SAWT BEIRUT INTERNATIONAL

| 29 March 2024, Friday |

97% of Earth’s land no longer classified as ‘ecologically intact’: study

The vast majority of land on Earth – a staggering 97% – that is home to millions of species is no longer classified as ecologically intact – and humans are to blame, a new study reveals.

The shocking number means that only 3% of our terrestrial surface is classified as having “ecological integrity,” which is 10 times lower than past assessments.

Much of ecologically intact areas are located in the northern hemisphere, which were not rich in biodiversity to begin with, such as boreal forests in Canada or tundra in Greenland.

Nonetheless, there is hope. The authors say that up to 20% of the planet’s land surface could be restored to intactness through reintroductions of only a few species into remaining intact habitat.

Dr Andrew Plumptre from the Key Biodiversity Areas Secretariat in Cambridge, lead author of the study, said: “We know intact habitat is increasingly being lost and the values of intact habitat have been demonstrated for both biodiversity and people, but this study found that much of what we consider as intact habitat is missing species that have been hunted by people, or lost because of invasive species or disease.”

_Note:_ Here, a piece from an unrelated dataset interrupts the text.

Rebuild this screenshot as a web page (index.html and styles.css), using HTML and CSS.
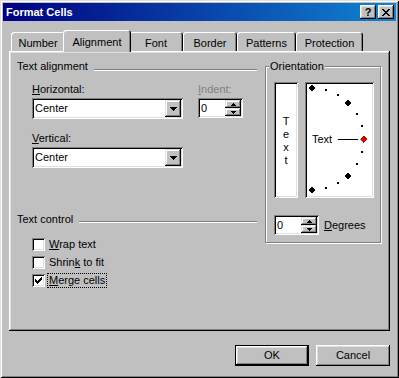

Human alteration includes urbanization, industrial-scale logging, farming, fragmentation by infrastructure, over-hunting and wood fuel extraction – all of which is dramatically changing the planet.

And so many studies have investigated the impact it has on the planet.

“There have been many assessments of ‘intactness’ in recent years but most of these use measures of anthropogenic impact at a site, rather than faunal intactness or ecological integrity,” the international team of scientists wrote in the study published in the journal Frontiers in Forests and Global Change.

Researchers chose the year 1500 as a starting point to begin assessing species extinctions within the IUCN Red List of Threatened Species.